= Christian Guellerin =

Christian Guellerin (born August 9, 1961 in France) is the Executive Director of L'École de design Nantes Atlantique, an institution of higher education in design, and Honorary President of Cumulus, the International Association of Schools of Art, Design & Media. He is also President of France Design Éducation and Honorary Consul of the Republic of Estonia for the West of France since 2009. In 2016, he was appointed Knight of the National Order of Merit.

== Biography ==
After an MBA at the IUA of San Francisco, he started working in 1985 in the United States as Assistant to the Senior Vice President of the FGS Group in New York (United States). He joined the Chamber of Commerce and Industry of Nantes (France) in 1987 at the Institute of Commercial Practice. During this time, he presided the “Business and Trade Schools” network from 1993 to 1994. In 1994, he starts working at the Development and Organization section in charge of professional training for the Chamber of Commerce of Nantes St-Nazaire. He has been the Executive Director of L'École de design Nantes Atlantique since 1997.

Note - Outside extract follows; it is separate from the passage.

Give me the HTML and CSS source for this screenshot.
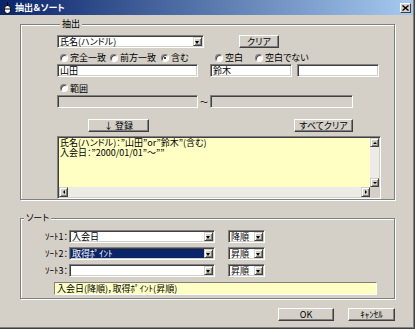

Alongside this function, Guellerin has regularly taught courses and given academic lectures. He taught public accounting from 1987 to 1994 at the University of Paris VIII, and financial analysis from 1995 to 1998 at Paris Dauphine University. He also taught courses in management and motivation from 2003 to 2005 at the Catholic University of Angers.

Guellerin was a consultant for various institutions between 2003 and 2011. He worked as an expert for the European Union to create a design centre in Gaziantep (Turkey) in 2003. In 2005, he worked as an expert for the CREPUQ (Conference of Rectors and Principals of Quebec Universities) to set up a master's programme in design for Laval University (Montreal, Canada). He was also a member of the jury for the Design Eleven contest, which was launched in 2010 by the (EESC) to prepare the "European Year of Active Ageing and Intergenerational Solidarity."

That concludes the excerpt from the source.